*Names in bold indicate Presenter
Methods: Parents in the Early Childhood Longitudinal Study-Birth Cohort (ECLS-B), a nationally-representative sample of children born in 2001, were asked in 2005, when their children were four, about whether there was a firearm in the household, and if so, whether the firearm was stored in a locked cabinet. State firearm law ratings in 2004 from the Brady Center to Prevent Gun Violence were used to construct measures that indicate whether states had more restrictive firearm-related policies and whether states have laws that require parents to store firearms in an inaccessible and/or locked place. Numerous measures of family-level (e.g. income, education, family structure) and state-level characteristics (e.g. firearm ownership rates, crime rates, political composition of state legislatures) that may be endogenous to firearm laws and ownership were controlled. Using multinomial regressions, we predicted the likelihood of being a non-firearm owner, a firearm owner who stored their firearms in a locked cabinet, or a firearm owner who did not store their firearms in a locked cabinet.

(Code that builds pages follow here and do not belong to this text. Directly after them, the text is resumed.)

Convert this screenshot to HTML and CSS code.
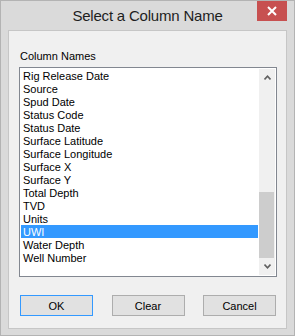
FILE: index.html
```html
<!DOCTYPE html>
<html lang="en">
<head>
    <meta charset="UTF-8">
    <title>Select a Column Name</title>
    <link rel="stylesheet" href="styles.css">
</head>
<body>
    <div class="dialog" role="dialog" aria-label="Select a Column Name">
        <div class="titlebar">
            <span class="title">Select a Column Name</span>
            <button class="close-btn" aria-label="Close">
                <svg width="10" height="10" viewBox="0 0 10 10" aria-hidden="true">
                    <path d="M1 1 L9 9 M9 1 L1 9" stroke="#ffffff" stroke-width="2"/>
                </svg>
            </button>
        </div>

        <div class="client">
            <div class="field-label">Column Names</div>

            <div class="listbox" role="listbox">
                <ul class="items">
                    <li>Rig Release Date</li>
                    <li>Source</li>
                    <li>Spud Date</li>
                    <li>Status Code</li>
                    <li>Status Date</li>
                    <li>Surface Latitude</li>
                    <li>Surface Longitude</li>
                    <li>Surface X</li>
                    <li>Surface Y</li>
                    <li>Total Depth</li>
                    <li>TVD</li>
                    <li>Units</li>
                    <li class="selected" aria-selected="true">UWI</li>
                    <li>Water Depth</li>
                    <li>Well Number</li>
                </ul>
                <div class="scrollbar">
                    <div class="arrow">
                        <svg width="7" height="5" viewBox="0 0 7 5"><polyline points="0.5,4.5 3.5,1.2 6.5,4.5" fill="none" stroke="#606060" stroke-width="1.6"/></svg>
                    </div>
                    <div class="track">
                        <div class="thumb"></div>
                    </div>
                    <div class="arrow">
                        <svg width="7" height="5" viewBox="0 0 7 5"><polyline points="0.5,0.5 3.5,3.8 6.5,0.5" fill="none" stroke="#606060" stroke-width="1.6"/></svg>
                    </div>
                </div>
            </div>

            <div class="buttons">
                <button class="btn default">OK</button>
                <button class="btn">Clear</button>
                <button class="btn">Cancel</button>
            </div>
        </div>
    </div>
</body>
</html>
```

FILE: styles.css
```css
body {
    margin: 0;
    font-family: "Liberation Sans", Arial, sans-serif;
    font-size: 11px;
    color: #000000;
}

.dialog {
    width: 295px;
    height: 336px;
    box-sizing: border-box;
    border: 1px solid #b3b3b3;
    background: #dadada;
    padding: 0 7px 6px;
    display: flex;
    flex-direction: column;
}

.titlebar {
    position: relative;
    height: 29px;
    flex-shrink: 0;
    text-align: center;
}

.title {
    font-size: 15px;
    line-height: 30px;
    color: #1e1e1e;
    letter-spacing: -0.2px;
}

.close-btn {
    position: absolute;
    top: 0;
    right: 0;
    width: 30px;
    height: 20px;
    border: none;
    padding: 0;
    background: #c75050;
    display: flex;
    align-items: center;
    justify-content: center;
}

.client {
    flex: 1;
    box-sizing: border-box;
    border: 1px solid #c6c6c6;
    background: #f0f0f0;
    padding: 19px 9px 0 10px;
}

.field-label {
    line-height: 13px;
    padding-left: 1px;
    margin-bottom: 4px;
}

.listbox {
    height: 210px;
    box-sizing: border-box;
    border: 1px solid #828790;
    background: #ffffff;
    padding: 1px;
    display: flex;
}

.items {
    list-style: none;
    margin: 0;
    padding: 0;
    flex: 1;
}

.items li {
    height: 13px;
    line-height: 14px;
    padding-left: 2px;
    white-space: nowrap;
}

.items li.selected {
    background: #3399ff;
    color: #ffffff;
}

.scrollbar {
    width: 16px;
    margin-left: 1px;
    background: #f0f0f0;
    display: flex;
    flex-direction: column;
}

.arrow {
    height: 17px;
    display: flex;
    align-items: center;
    justify-content: center;
}

.track {
    flex: 1;
    display: flex;
    flex-direction: column;
    justify-content: flex-end;
}

.thumb {
    height: 66px;
    margin: 0 1px 0 0;
    background: #cdcdcd;
}

.buttons {
    display: flex;
    justify-content: space-between;
    margin-top: 18px;
    padding: 0 1px;
}

.btn {
    width: 73px;
    height: 21px;
    box-sizing: border-box;
    border: 1px solid #adadad;
    background: #e1e1e1;
    font-family: "Liberation Sans", Arial, sans-serif;
    font-size: 11px;
    color: #000000;
    padding: 0;
}

.btn.default {
    border-color: #3399ff;
}
```
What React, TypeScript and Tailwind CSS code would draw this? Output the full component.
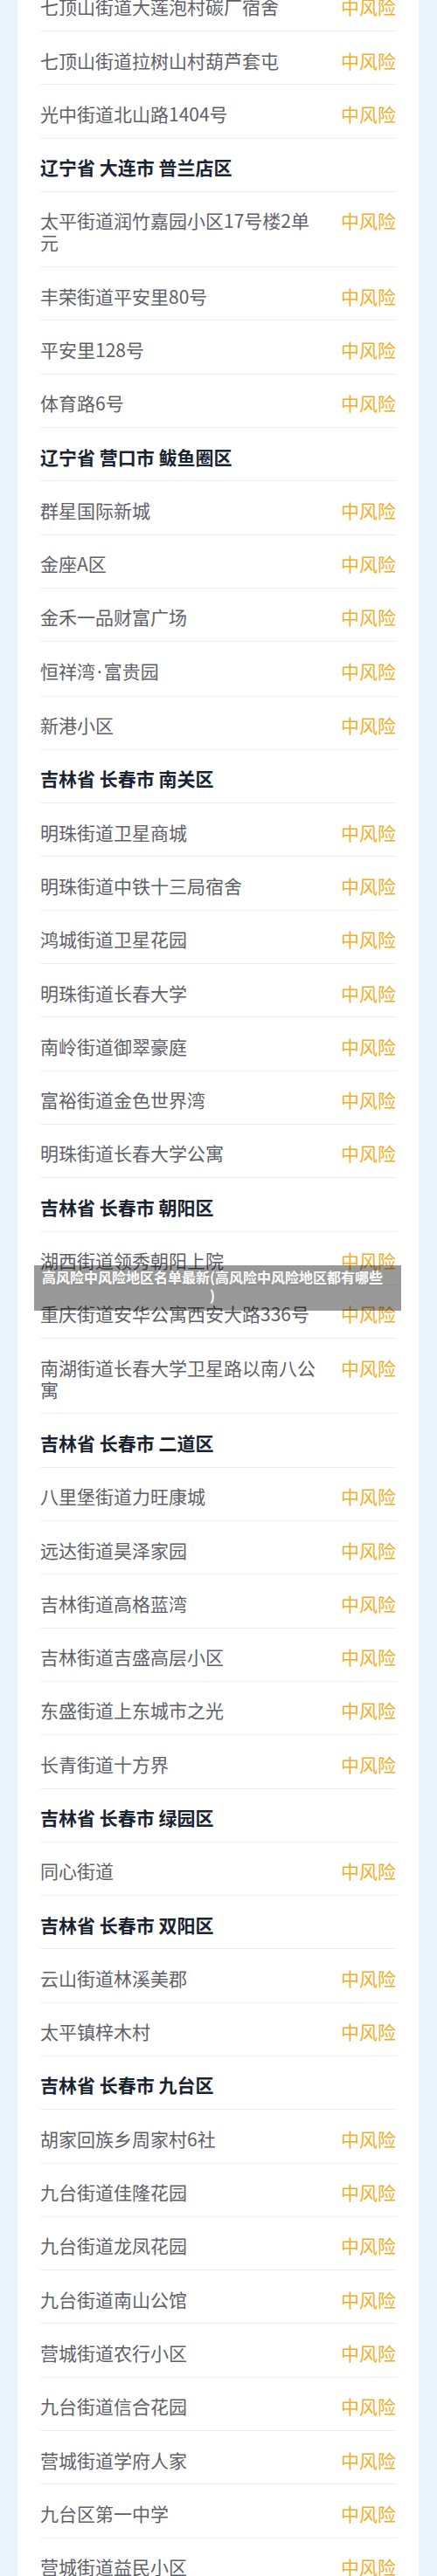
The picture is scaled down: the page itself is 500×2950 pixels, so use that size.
import React from "react";

type Row = { name: React.ReactNode; header?: boolean };

const dot = <span className="mx-[2px] font-['Noto_Sans',sans-serif]">·</span>;

const rows: Row[] = [
  { name: "七顶山街道大莲泡村碳厂宿舍" },
  { name: "七顶山街道拉树山村葫芦套屯" },
  { name: "光中街道北山路1404号" },
  { name: "辽宁省 大连市 普兰店区", header: true },
  { name: "太平街道润竹嘉园小区17号楼2单元" },
  { name: "丰荣街道平安里80号" },
  { name: "平安里128号" },
  { name: "体育路6号" },
  { name: "辽宁省 营口市 鲅鱼圈区", header: true },
  { name: "群星国际新城" },
  { name: "金座A区" },
  { name: "金禾一品财富广场" },
  { name: <>恒祥湾{dot}富贵园</> },
  { name: "新港小区" },
  { name: "吉林省 长春市 南关区", header: true },
  { name: "明珠街道卫星商城" },
  { name: "明珠街道中铁十三局宿舍" },
  { name: "鸿城街道卫星花园" },
  { name: "明珠街道长春大学" },
  { name: "南岭街道御翠豪庭" },
  { name: "富裕街道金色世界湾" },
  { name: "明珠街道长春大学公寓" },
  { name: "吉林省 长春市 朝阳区", header: true },
  { name: "湖西街道领秀朝阳上院" },
  { name: "重庆街道安华公寓西安大路336号" },
  { name: "南湖街道长春大学卫星路以南八公寓" },
  { name: "吉林省 长春市 二道区", header: true },
  { name: "八里堡街道力旺康城" },
  { name: "远达街道昊泽家园" },
  { name: "吉林街道高格蓝湾" },
  { name: "吉林街道吉盛高层小区" },
  { name: "东盛街道上东城市之光" },
  { name: "长青街道十方界" },
  { name: "吉林省 长春市 绿园区", header: true },
  { name: "同心街道" },
  { name: "吉林省 长春市 双阳区", header: true },
  { name: "云山街道林溪美郡" },
  { name: "太平镇梓木村" },
  { name: "吉林省 长春市 九台区", header: true },
  { name: "胡家回族乡周家村6社" },
  { name: "九台街道佳隆花园" },
  { name: "九台街道龙凤花园" },
  { name: "九台街道南山公馆" },
  { name: "营城街道农行小区" },
  { name: "九台街道信合花园" },
  { name: "营城街道学府人家" },
  { name: "九台区第一中学" },
  { name: "营城街道益民小区" },
];

export default function App() {
  return (
    <div className="relative min-h-[2950px] bg-[#eaf4fc] font-['Noto_Sans_CJK_SC',sans-serif] overflow-hidden">
      {/* Card, scrolled so the first row is cut at the top */}
      <div className="ml-[20px] w-[459px] -mt-[25.3px] bg-white px-[26px] pb-10">
        {rows.map((r, i) => (
          <div
            key={i}
            className="flex items-start border-b border-[#eeeeee] pt-[20.5px] pb-[14.8px] text-[21px] leading-[25px]"
          >
            {r.header ? (
              <span className="font-bold text-[#1a2332]">{r.name}</span>
            ) : (
              <>
                <span className="w-[320px] text-[#5f6168]">{r.name}</span>
                <span className="ml-auto shrink-0 text-[#f2ae2a]">中风险</span>
              </>
            )}
          </div>
        ))}
      </div>

      {/* Caption overlay */}
      <div className="absolute left-[39px] top-[1449px] h-[52px] w-[420px] bg-black/40 pl-[8px] pr-[20px] pt-[3px] text-center text-[16px] font-bold leading-[21px] text-white [line-break:anywhere]">
        高风险中风险地区名单最新(高风险中风险地区都有哪些)
      </div>
    </div>
  );
}
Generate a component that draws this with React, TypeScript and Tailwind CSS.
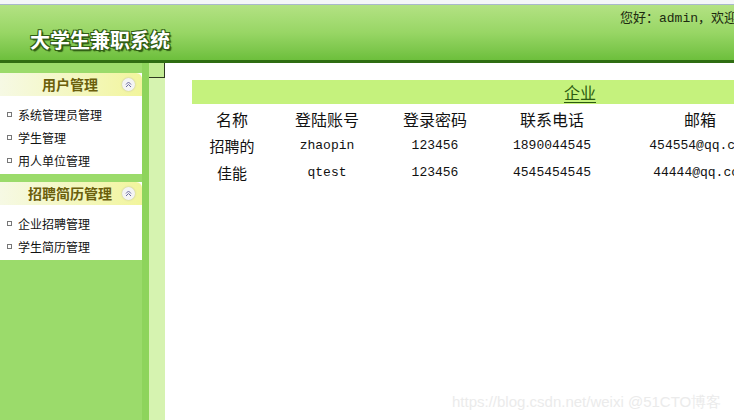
const menus = [
  { title: "用户管理", items: ["系统管理员管理", "学生管理", "用人单位管理"] },
  { title: "招聘简历管理", items: ["企业招聘管理", "学生简历管理"] },
];

const columns = [
  { label: "名称", w: "w-[80px]" },
  { label: "登陆账号", w: "w-[110px]" },
  { label: "登录密码", w: "w-[106px]" },
  { label: "联系电话", w: "w-[128px]" },
  { label: "邮箱", w: "w-[168px]" },
];

const rows = [
  ["招聘的", "zhaopin", "123456", "1890044545", "454554@qq.com"],
  ["佳能", "qtest", "123456", "4545454545", "44444@qq.com"],
];

const cjk = "font-['SimSun','Noto_Sans_CJK_SC',sans-serif]";
const mono = "font-['Liberation_Mono','Noto_Sans_CJK_SC',monospace]";

function CollapseIcon() {
  return (
    <span className="flex h-[13px] w-[13px] shrink-0 items-center justify-center rounded-full bg-[#f4f4f4] shadow-[0_0_2px_#b8b8a0]">
      <svg width="7" height="7" viewBox="0 0 7 7" fill="none" stroke="#6a6aa0" strokeWidth="1">
        <path d="M1 3.5 L3.5 1 L6 3.5 M1 6 L3.5 3.5 L6 6" />
      </svg>
    </span>
  );
}

export default function App() {
  return (
    <div className={`relative flex h-[420px] w-[734px] flex-col overflow-hidden bg-white ${cjk}`}>
      <div className="h-[5px] shrink-0 border-b border-[#a9b8cc] bg-[#f4f6f9]" />
      <header className="relative h-[58px] shrink-0 border-b-[3px] border-[#2f6d12] bg-gradient-to-b from-[#b3e283] via-[#98d665] to-[#6dbf3c]">
        <h1 className="absolute left-[30px] top-[20px] whitespace-nowrap text-[20px] font-bold text-white [text-shadow:1px_1px_0_#2f5d14,-1px_-1px_0_#2f5d14,1px_-1px_0_#2f5d14,-1px_1px_0_#2f5d14,2px_2px_1px_#2f5d14]">
          大学生兼职系统
        </h1>
        <div className="absolute left-[620px] top-[2px] whitespace-nowrap text-[13px] text-[#1c2a10]">
          您好：<span className={mono}>admin</span>，欢迎
        </div>
      </header>
      <div className="flex flex-1">
        <aside className="flex w-[142px] shrink-0 flex-col gap-[8px] bg-[#9bdb6b] pt-[10px]">
          {menus.map((m) => (
            <div key={m.title} className="flex flex-col bg-white">
              <div className="flex h-[23px] items-center rounded-tr-[6px] bg-gradient-to-r from-[#f6f9e4] to-[#f2f59c] pl-[18px] pr-[7px]">
                <span className="flex-1 whitespace-nowrap text-center text-[14px] font-bold text-[#6b5f0c]">{m.title}</span>
                <CollapseIcon />
              </div>
              <ul className="flex flex-col gap-[4px] pb-[4px] pt-[9px]">
                {m.items.map((it) => (
                  <li key={it} className="flex h-[19px] items-center gap-[6px] pl-[7px] text-[12px] text-[#111]">
                    <span className="h-[5px] w-[5px] border border-[#777]" />
                    {it}
                  </li>
                ))}
              </ul>
            </div>
          ))}
        </aside>
        <div className="w-[7px] shrink-0 bg-[#8ed45c]" />
        <div className="flex w-[16px] shrink-0 flex-col bg-[#d6f3b0]">
          <div className="h-[15px] border-b border-r border-[#2f3a20] bg-[#c3ec94]" />
        </div>
        <main className="flex-1 pl-[27px] pt-[17px]">
          <div className="flex h-[24px] items-center justify-center bg-[#c5f27d] pl-[184px]">
            <span className="text-[16px] text-[#2b5a10] underline underline-offset-[3px]">企业</span>
          </div>
          <div className="flex pt-[2px]">
            {columns.map((c) => (
              <div key={c.label} className={`${c.w} shrink-0 text-center text-[16px] leading-[26px] text-[#111]`}>
                {c.label}
              </div>
            ))}
          </div>
          {rows.map((r) => (
            <div key={r[1]} className="flex whitespace-nowrap text-[#111]">
              {r.map((v, i) => (
                <div
                  key={i}
                  className={`${columns[i].w} shrink-0 text-center leading-[27px] ${i === 0 ? "text-[15px]" : `${mono} text-[13px]`}`}
                >
                  {v}
                </div>
              ))}
            </div>
          ))}
        </main>
      </div>
      <div className="pointer-events-none absolute left-[452px] top-[391px] whitespace-nowrap font-['Liberation_Sans',sans-serif] text-[15px] text-[#ebebeb]">
        https://blog.csdn.net/weixi @51CTO博客
      </div>
    </div>
  );
}
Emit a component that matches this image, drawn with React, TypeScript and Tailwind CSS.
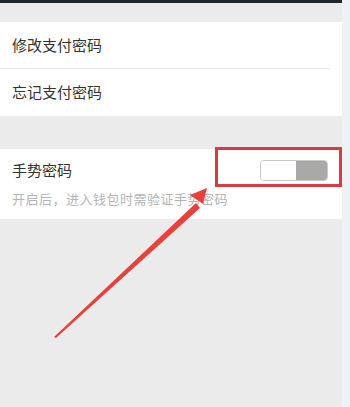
export default function App() {
  return (
    <div
      className="relative flex h-[407px] w-[350px] overflow-hidden bg-[#eef1f6]"
      style={{ fontFamily: '"Noto Sans CJK SC", "Noto Sans", sans-serif' }}
    >
      <div className="flex w-[342px] flex-col bg-[#ebebeb]">
        <div className="h-[3px] bg-[#1e262d]" />
        <div className="mt-[19px] bg-white">
          <div className="flex h-[46px] items-center pl-3 text-[15px] text-[#333]">修改支付密码</div>
          <div className="mr-[12px] h-px bg-[#e6e6e6]" />
          <div className="flex h-[47px] items-center pl-3 text-[15px] text-[#333]">忘记支付密码</div>
        </div>
        <div className="mt-[33px] flex h-[70px] flex-col bg-white px-3">
          <div className="flex h-[42px] items-center justify-between">
            <span className="text-[15px] text-[#333]">手势密码</span>
            <div className="mr-[2px] flex h-[21px] w-[68px] overflow-hidden rounded-[4px] border border-[#c9c9c9]">
              <div className="w-[35px] bg-white" />
              <div className="flex-1 bg-[#a9aaa8]" />
            </div>
          </div>
          <div className="text-[13px] leading-[16px] tracking-[0.5px] text-[#b4b4b4]">开启后，进入钱包时需验证手势密码</div>
        </div>
      </div>
      <div className="w-[8px]" />

      <div className="pointer-events-none absolute left-[215px] top-[147px] h-[40px] w-[127px] border-[3px] border-[#d63b40]" />
      <svg className="pointer-events-none absolute left-0 top-0" width="350" height="407" viewBox="0 0 350 407">
        <polygon points="54,337 196,203 200,208 56,338" fill="#e8413c" />
        <polygon points="207,188 190,195 203,204" fill="#e8413c" />
      </svg>
    </div>
  );
}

Results: Overall, 12% of families with four-year-olds who lived in states with more restrictive firearm laws and 13% of families in states with child-access firearm laws owned firearms. Comparatively, 27% of families in states with less restrictive general laws and 30% of families in states without child-access laws had firearms. Controlling for both family and state-level characteristics, families who lived in states with child-access firearm laws were 39% less likely to have locked firearms in the home compared to being non-firearm owners. More restrictive general firearm laws were not associated with firearm ownership, controlling for other variables. Firearm laws were not associated with the likelihood of having an unlocked firearm in the home versus being a non-firearm owner. Interaction effects between the restrictiveness of states’ firearm laws and whether they have child-access laws indicated that families who lived in states where firearm laws were generally less restrictive but had child-specific access laws were more likely to have an unlocked firearm in the home than have a locked firearm.
Conclusion: Child specific, but not general firearm laws, were associated with firearm ownership among families with young children. Child-specific access laws in the absence of more general firearm restrictions, however, were associated with an increased likelihood of unsafe firearm practices compared to safe practices. These findings suggest that general firearm restrictions may be associated with the efficacy of child-specific legislation promoting responsible firearm ownership in homes with children.